Fiddlin’ Bill – you picked out my favorite line from Auden’s lecture.
I agree in re: Brando – and not sure if you’re aware of the telegram that Tennessee Williams sent to Brando on the opening night of STREETCAR on Broadway:
“RIDE OUT BOY AND SEND IT SOLID. FROM THE GREASY POLACK YOU WILL SOME DAY ARRIVE AT THE GLOOMY DANE FOR YOU HAVE SOMETHING THAT MAKES THE THEATRE A WORLD OF GREAT POSSIBILITIES.”
I came here from a tweet. I love Auden, but I have not been a frequent reader of poetry for some years. I found I read poetry in my 20s, novels in my 30s, and I’m reading history in my 40s-50s. I feel like poetry is a young person’s art, which is may be why I prefer the early Auden to the revisions and the early Wordsworth to the later. Of course Hardy’s poetry makes me rethink that. I must get back to poetry! Auden would be a good place to start! Thank you for this.
Gus – thanks so much for stopping by!
Poetry is a wonderful meditative thing for me – I don’t know, it requires a different kind of attention, and sometimes it’s challenging – the world moves so fast – but that makes it worth the time and effort.
Enjoy re-acquainting yourself with Auden!!
For someone young and literary, Auden’s essays on various poets and books are a second college education. As a teenager I was browsing in the stacks at the University of Utah library, and I came across a volume of poetry he edited. I still can see his definition of poetry in it: “Memorable speech.” You can go a LONG way with that one. But continuing Paul H.’s remarks, and the theme of Auden’s links to Orwell, Hitchens, politics, and so on, I thought I’d type out his “Epitaph on a Tyrant.” It’s famous, but it’s also timely, and no one has alluded to it here:
Perfection, of a kind, was what he was after,
And the poetry he invented was easy to understand;
He knew human folly like the back of his hand,
And was greatly interested in armies and fleets;
When he laughed, respectable senators burst with laughter,
And when he cried, the little children died in the streets.
Howard – oh yes, wow wow, what a poem. Thank you for sharing it.
I never read Auden in high school, but more than made up for it in college — I actually did an independent study! One of two things that struck me, and still gives me chills, from his poems, is the “We must love one another…” line variants in 1 Sept 1939. It’s a little hazy now (like everything that happened in the early 90s), but I seem to remember reading the first variation well before discovering the second, and being vaguely bothered by it, but not being able to articulate why. It was the “or”. I never knew about the LBJ butchering of the poem!

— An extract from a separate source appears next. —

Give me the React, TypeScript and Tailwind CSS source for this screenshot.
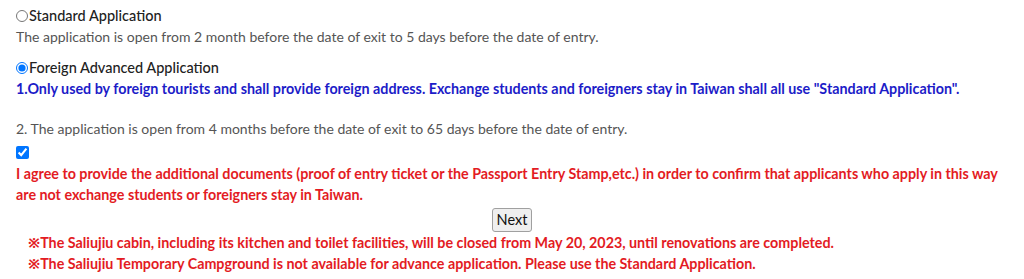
export default function App() {
  return (
    <div className="bg-white text-[14px] leading-[21px] text-[#333] px-4 pt-[5px]" style={{ fontFamily: 'Lato, "Noto Sans", sans-serif' }}>
      {/* Standard */}
      <label className="flex items-center text-[14.5px]">
        <input type="radio" name="apply" className="m-0 mr-[1px] w-[12px] h-[12px]" />
        <span className="font-medium text-[#222]">Standard Application</span>
      </label>
      <div className="text-[#555]">The application is open from 2 month before the date of exit to 5 days before the date of entry.</div>

      {/* Foreign */}
      <label className="flex items-center mt-[10px] text-[14.5px]">
        <input type="radio" name="apply" defaultChecked className="m-0 mr-[1px] w-[12px] h-[12px]" />
        <span className="font-medium text-[#222]">Foreign Advanced Application</span>
      </label>
      <div className="text-[#1c1cc8] font-bold text-[14.3px]">
        1.Only used by foreign tourists and shall provide foreign address. Exchange students and foreigners stay in Taiwan shall all use "Standard Application".
      </div>
      <div className="h-[19px]" />
      <div className="text-[#555]">2. The application is open from 4 months before the date of exit to 65 days before the date of entry.</div>
      <div className="mt-[3px] h-[21px] flex items-center">
        <input type="checkbox" defaultChecked className="m-0 w-[13px] h-[13px]" />
      </div>
      <div className="text-[#e31b23] font-bold text-[14.3px] pr-[10px]">
        I agree to provide the additional documents (proof of entry ticket or the Passport Entry Stamp,etc.) in order to confirm that applicants who apply in this way are not exchange students or foreigners stay in Taiwan.
      </div>

      <div className="flex justify-center mt-[3px]">
        <button className="px-[4px] h-[24px] leading-[20px] bg-[#efefef] border border-[#a0a0a0] rounded-[3px] text-[#111] text-[14.5px]">Next</button>
      </div>
      <div className="pl-[12px] text-[#e31b23] font-bold text-[14.3px]">
        <div>※The Saliujiu cabin, including its kitchen and toilet facilities, will be closed from May 20, 2023, until renovations are completed.</div>
        <div>※The Saliujiu Temporary Campground is not available for advance application. Please use the Standard Application.</div>
      </div>
    </div>
  )
}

The other Auden quote that can still put me up a tree? Well, the whole poem, really: “As I Walked Out One Evening”. Suffice to say, I didn’t really get what he was getting at in my early 20s. Now I think I do, but the imagery is still devastating. https://www.poets.org/poetsorg/poem/i-walked-out-one-evening
Dan – thanks for this. Wow – independent study!! How great!
// and being vaguely bothered by it, but not being able to articulate why. It was the “or”.//
I relate to this! For me, it’s like one version makes me feel good and hopeful about our chances – i.e. the human race’s chances – and then the revision is like: Nope.
I love As I Walked Out One Evening – such a great poem.